However, none of the women acknowledge the reason for these restrictions on their luxury purchases: the war in Ukraine. And none of them mention the nationality-based discrimination underlying the Russian attack on Ukrainians. As millions of Ukrainian women flee with barely any clothes on their backs, mourning the loss of their homes, their lands and their deceased loved ones, these Russian fashionistas rage against a luxury company’s attempts to restrict the carrying of chic handbags.
There is irony in the particular brand that sparked all this Instagram outrage. While the house of Chanel was born in France, it has come to represent a generalized European luxury and elegance. And so, destroying a Chanel bag in the name of Mother Russia is, in a sense, a symbol of destroying Europe itself.

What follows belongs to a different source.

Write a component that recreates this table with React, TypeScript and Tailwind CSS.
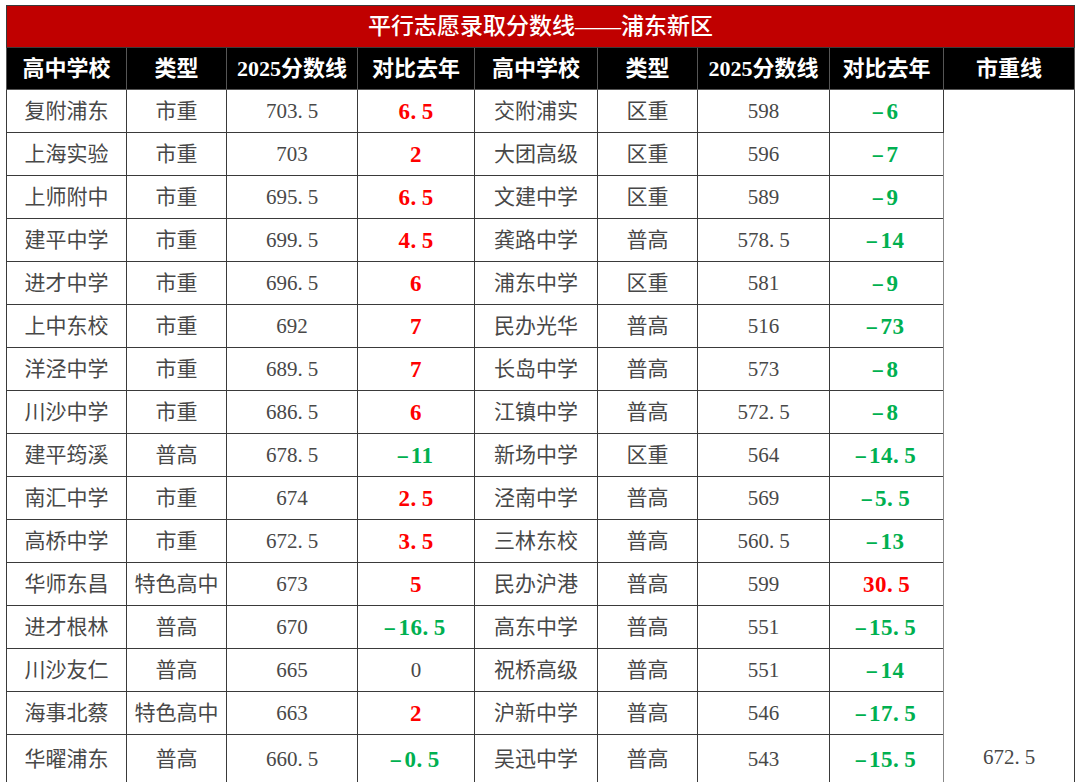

Chanel also has a particularly deep but little-known connection to Russia, especially pre-revolutionary, imperial Russia. Coco Chanel’s collaboration with an exiled Romanov king, Grand Duke Dmitri, a cousin of Tsar Nicholas II, had a profound influence on her aesthetic during the early 1920s. Chanel No. 5, the cornerstone of the entire brand, was created by Ernst Beaux, former perfumer of the Tsars (to whom Dmitri introduced Chanel). Her famous costume jewelry – the ropes of pearls, the Byzantine crosses – were inspired by Russian imperial jewels.
Chanel even hired Duke Dmitri’s sister, Grand Duchess Marie, to create Russian embroidery patterns for textiles. To this day, many design elements considered quintessential Chanel descend from Imperial Russian motifs. Attacking Chanel’s house as anti-Russian is ignoring the company’s longstanding Russian connections, just as Russians attacking Ukrainians as traitors ignore the deep, often familial connections between the two groups.
The final ironic twist is that Vladimir Putin’s war seems to have sprung from his fantasy to restore Russia’s imperial past — and in recent days become the czar of an expanded empire — but few luxury brands contain as much Russian imperial nostalgia as Chanel. .
Perhaps for rich and glamorous Russian women like these influencers, not being able to fully use their handbags is discrimination. Maybe that was just what drove them to make these angry videos. But consciously or not, their performances capitalized on many of the deepest issues at stake in the current war started by their country.
Fashion cannot be separated from the grim realities and serious politics of the world. On the contrary, fashion and the events it evokes function as a kind of symptomatic dreamscape, a screen on which society projects and plays its greatest fears and unrest. When you see these members of the Russian elite tearing apart their precious handbags and straining to drive sharp knives through thick leather – which, after all, is the skin of once-living creatures – it’s hard to miss the analogy with the catastrophe that unfolding in Ukraine. And it’s hard not to wince.